Fiscal 2020 Outlook for Full Year
The company is lowering its full fiscal year 2020 revenue and adjusted diluted earnings per share guidance to reflect the impact of the remediation effort and anticipated loss of sales of the Alaris infusion system.

The company now expects full fiscal year 2020 revenues to increase 1.5 to 2.5 percent as reported, or 2.5 to 3.5 percent on a currency-neutral basis.

The company now expects full fiscal year 2020 adjusted diluted earnings per share to be between $11.90 and $12.10. This represents growth of approximately 4.0 to 5.5 percent on a currency-neutral basis over fiscal 2019 adjusted diluted earnings per share of $11.68, or growth of approximately 2.0 to 3.5 percent including the estimated unfavorable impact of foreign currency. Adjusted diluted earnings per share guidance includes an adverse impact of approximately 500 basis points related to the expiration of the Gore royalty.

Adjusted diluted earnings per share for fiscal 2020 excludes potential charges or gains that may be recorded during the fiscal year, such as, among other things, the non-cash amortization of intangible assets, acquisition-related charges, and certain tax matters. BD does not attempt to provide reconciliations of forward-looking non-GAAP earnings guidance to the comparable GAAP measure because the impact and timing of these potential charges or gains is inherently uncertain and difficult to predict and is unavailable without unreasonable efforts. In addition, the company believes such reconciliations would imply a degree of precision and certainty that could be confusing to investors. Such items could have a substantial impact on GAAP measures of BD’s financial performance.

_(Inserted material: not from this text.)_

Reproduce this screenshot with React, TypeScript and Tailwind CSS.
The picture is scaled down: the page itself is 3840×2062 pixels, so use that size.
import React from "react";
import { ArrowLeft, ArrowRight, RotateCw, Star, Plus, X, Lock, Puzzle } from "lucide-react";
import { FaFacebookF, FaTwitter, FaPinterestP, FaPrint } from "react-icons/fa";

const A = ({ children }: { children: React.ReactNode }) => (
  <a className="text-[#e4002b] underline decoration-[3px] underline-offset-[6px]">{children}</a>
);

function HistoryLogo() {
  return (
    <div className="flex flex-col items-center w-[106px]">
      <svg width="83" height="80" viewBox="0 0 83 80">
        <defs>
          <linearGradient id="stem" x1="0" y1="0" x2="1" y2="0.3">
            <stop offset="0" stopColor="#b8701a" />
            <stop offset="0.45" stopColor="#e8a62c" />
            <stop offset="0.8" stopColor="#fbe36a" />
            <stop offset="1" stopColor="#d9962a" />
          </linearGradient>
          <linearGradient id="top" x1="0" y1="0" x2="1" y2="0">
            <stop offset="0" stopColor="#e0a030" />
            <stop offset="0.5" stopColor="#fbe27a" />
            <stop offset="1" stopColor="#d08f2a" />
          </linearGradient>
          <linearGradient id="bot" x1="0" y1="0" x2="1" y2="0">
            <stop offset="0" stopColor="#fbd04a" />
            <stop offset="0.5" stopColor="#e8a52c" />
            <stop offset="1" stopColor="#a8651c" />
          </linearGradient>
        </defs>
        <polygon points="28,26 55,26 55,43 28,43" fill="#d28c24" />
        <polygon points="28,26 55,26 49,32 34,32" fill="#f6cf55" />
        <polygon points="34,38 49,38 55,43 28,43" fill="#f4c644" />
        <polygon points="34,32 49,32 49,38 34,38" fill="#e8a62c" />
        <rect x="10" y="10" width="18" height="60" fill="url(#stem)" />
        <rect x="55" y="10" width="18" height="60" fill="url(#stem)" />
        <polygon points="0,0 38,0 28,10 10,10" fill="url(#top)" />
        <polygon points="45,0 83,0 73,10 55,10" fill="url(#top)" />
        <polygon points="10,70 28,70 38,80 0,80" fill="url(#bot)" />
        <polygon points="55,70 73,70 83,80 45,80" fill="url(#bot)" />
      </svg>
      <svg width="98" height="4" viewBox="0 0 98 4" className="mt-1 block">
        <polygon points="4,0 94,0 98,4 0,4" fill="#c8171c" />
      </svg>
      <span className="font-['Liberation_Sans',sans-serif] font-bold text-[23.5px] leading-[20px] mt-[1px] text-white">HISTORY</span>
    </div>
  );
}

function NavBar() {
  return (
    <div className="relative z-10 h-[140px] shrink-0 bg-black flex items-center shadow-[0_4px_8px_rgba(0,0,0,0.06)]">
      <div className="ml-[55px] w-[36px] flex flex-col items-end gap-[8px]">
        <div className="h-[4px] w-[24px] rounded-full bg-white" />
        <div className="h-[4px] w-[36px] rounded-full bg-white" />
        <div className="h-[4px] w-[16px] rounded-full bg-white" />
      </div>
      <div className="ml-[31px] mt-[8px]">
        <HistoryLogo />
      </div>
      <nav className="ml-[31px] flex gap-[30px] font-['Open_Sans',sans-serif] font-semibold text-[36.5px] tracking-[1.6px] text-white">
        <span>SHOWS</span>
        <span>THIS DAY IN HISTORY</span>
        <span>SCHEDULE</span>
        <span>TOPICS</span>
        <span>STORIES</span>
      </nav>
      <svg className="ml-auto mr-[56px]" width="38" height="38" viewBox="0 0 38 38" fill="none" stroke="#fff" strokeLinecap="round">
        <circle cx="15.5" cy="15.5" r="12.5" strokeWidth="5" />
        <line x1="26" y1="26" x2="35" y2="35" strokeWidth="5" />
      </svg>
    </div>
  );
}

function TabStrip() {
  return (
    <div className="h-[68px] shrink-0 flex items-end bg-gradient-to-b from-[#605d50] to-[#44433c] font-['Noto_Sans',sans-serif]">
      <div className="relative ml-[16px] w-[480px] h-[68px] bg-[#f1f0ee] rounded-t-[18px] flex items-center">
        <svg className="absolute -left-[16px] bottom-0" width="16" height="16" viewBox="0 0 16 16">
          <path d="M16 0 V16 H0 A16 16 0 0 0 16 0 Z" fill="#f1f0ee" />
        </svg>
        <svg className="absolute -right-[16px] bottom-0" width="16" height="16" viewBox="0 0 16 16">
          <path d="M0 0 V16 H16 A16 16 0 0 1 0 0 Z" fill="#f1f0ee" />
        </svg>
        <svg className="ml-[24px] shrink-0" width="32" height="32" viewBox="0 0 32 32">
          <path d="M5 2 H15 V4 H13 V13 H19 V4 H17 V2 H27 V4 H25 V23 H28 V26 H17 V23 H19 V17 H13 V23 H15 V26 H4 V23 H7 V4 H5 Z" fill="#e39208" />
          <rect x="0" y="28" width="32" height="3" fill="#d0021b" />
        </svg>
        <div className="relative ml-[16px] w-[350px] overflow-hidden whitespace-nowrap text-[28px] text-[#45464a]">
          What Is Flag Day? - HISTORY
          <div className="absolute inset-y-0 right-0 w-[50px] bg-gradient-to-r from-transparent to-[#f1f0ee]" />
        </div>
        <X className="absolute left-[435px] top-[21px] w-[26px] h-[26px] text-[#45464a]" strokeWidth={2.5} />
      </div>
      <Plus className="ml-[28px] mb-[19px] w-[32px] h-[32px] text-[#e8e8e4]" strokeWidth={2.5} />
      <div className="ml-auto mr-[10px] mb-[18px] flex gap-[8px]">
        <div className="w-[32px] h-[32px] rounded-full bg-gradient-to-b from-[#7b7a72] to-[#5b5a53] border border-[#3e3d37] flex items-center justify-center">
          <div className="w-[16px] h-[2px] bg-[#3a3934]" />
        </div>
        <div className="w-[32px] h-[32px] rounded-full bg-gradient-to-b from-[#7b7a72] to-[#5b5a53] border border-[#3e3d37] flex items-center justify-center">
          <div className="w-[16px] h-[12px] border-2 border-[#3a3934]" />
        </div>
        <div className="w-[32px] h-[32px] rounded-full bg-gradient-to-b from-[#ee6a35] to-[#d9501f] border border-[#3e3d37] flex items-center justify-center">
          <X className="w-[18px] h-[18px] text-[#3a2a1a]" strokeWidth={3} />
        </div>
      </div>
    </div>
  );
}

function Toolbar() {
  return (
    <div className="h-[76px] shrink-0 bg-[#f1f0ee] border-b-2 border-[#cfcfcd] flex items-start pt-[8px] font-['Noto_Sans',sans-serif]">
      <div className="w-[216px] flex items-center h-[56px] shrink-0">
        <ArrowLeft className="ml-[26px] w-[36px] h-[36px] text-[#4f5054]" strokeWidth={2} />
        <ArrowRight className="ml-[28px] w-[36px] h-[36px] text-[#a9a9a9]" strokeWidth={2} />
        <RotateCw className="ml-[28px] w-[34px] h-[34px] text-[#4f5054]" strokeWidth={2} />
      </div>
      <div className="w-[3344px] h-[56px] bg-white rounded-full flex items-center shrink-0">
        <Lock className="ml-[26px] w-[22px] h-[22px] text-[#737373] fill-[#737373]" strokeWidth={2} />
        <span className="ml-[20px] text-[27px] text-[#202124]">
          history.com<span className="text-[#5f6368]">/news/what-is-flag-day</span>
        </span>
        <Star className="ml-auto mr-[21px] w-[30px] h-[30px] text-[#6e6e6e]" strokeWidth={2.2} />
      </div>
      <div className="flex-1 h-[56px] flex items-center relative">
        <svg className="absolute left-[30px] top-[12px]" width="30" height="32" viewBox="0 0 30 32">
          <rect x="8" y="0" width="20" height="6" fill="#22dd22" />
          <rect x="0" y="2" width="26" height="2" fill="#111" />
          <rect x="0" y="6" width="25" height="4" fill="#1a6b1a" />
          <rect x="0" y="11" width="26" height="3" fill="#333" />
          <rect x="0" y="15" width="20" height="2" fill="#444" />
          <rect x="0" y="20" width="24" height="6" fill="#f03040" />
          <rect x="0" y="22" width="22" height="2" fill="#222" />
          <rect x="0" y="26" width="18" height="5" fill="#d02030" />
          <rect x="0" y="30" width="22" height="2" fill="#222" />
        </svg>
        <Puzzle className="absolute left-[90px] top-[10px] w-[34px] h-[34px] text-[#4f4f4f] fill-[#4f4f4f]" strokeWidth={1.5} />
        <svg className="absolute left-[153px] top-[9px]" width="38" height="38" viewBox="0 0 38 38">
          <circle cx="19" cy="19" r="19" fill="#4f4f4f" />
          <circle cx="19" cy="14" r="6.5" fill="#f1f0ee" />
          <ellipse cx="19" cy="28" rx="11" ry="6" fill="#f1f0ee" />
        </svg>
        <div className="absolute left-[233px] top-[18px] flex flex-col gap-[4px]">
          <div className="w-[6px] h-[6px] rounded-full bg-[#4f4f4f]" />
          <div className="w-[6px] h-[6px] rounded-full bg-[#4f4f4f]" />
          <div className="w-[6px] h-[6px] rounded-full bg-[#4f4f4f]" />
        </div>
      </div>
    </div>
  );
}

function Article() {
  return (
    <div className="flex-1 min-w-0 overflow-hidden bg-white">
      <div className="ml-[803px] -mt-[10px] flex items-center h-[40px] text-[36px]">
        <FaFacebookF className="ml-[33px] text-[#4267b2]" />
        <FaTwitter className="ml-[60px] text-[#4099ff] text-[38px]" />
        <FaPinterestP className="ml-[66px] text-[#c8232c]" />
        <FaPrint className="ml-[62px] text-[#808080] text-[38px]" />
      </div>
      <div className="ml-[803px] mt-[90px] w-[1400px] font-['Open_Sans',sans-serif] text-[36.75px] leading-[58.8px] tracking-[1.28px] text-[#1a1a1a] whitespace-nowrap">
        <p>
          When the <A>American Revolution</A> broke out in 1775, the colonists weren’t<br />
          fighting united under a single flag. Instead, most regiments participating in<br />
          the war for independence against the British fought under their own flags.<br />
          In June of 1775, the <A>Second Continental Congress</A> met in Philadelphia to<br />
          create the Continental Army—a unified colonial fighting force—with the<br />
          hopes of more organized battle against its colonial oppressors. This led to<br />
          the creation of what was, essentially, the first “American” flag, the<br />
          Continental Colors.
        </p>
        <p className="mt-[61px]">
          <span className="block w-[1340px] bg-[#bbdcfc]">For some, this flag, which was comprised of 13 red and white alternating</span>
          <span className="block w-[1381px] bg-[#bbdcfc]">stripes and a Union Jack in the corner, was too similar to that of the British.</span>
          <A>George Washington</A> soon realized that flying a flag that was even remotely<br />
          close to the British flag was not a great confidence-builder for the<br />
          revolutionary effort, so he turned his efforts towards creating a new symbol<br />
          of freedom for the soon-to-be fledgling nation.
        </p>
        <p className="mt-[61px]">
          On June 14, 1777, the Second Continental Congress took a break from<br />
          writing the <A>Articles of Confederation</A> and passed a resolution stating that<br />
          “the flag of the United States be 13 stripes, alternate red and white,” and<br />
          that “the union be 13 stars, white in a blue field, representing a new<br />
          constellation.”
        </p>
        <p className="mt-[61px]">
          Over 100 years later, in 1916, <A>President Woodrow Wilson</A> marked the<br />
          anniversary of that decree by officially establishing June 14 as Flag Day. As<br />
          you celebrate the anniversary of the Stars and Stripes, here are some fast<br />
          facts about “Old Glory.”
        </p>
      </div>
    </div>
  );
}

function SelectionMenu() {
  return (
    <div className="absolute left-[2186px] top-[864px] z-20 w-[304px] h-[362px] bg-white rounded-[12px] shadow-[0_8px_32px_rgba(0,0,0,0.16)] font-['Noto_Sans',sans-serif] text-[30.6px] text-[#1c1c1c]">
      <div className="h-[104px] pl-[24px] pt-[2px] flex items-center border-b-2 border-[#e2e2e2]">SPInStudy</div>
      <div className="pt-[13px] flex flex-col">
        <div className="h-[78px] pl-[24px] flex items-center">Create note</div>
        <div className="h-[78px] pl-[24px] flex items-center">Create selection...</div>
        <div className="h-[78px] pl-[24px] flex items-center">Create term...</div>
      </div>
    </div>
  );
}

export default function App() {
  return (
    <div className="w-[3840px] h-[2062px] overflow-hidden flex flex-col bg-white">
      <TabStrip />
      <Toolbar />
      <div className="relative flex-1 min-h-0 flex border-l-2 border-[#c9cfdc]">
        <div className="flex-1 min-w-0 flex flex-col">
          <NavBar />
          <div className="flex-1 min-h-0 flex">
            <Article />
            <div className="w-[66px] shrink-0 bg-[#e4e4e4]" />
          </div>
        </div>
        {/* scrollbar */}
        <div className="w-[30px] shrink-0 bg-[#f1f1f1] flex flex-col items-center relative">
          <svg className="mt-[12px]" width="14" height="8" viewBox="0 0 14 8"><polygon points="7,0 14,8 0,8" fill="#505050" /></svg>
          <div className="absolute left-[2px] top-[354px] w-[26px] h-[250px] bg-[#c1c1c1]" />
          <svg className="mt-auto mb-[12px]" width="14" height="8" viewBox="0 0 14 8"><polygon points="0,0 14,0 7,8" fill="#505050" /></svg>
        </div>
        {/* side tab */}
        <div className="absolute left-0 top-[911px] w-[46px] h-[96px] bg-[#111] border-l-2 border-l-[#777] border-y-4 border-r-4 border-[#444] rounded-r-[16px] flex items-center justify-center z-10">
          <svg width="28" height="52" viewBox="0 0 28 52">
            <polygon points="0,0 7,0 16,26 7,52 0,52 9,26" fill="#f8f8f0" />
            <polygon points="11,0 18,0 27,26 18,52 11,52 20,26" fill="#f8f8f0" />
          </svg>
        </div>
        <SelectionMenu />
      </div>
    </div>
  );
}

Conference Call Information
A conference call regarding BD’s first quarter results will be broadcast live on BD’s website, www.bd.com/investors, along with related slides, at 8:00 a.m. (ET) Thursday, February 6, 2020. The conference call will be available for replay on BD’s website, www.bd.com/investors, or at 1-800-585-8367 (domestic) and 1-404-537-3406 (international) through the close of business on Thursday, February 13, 2020, confirmation number 6886458.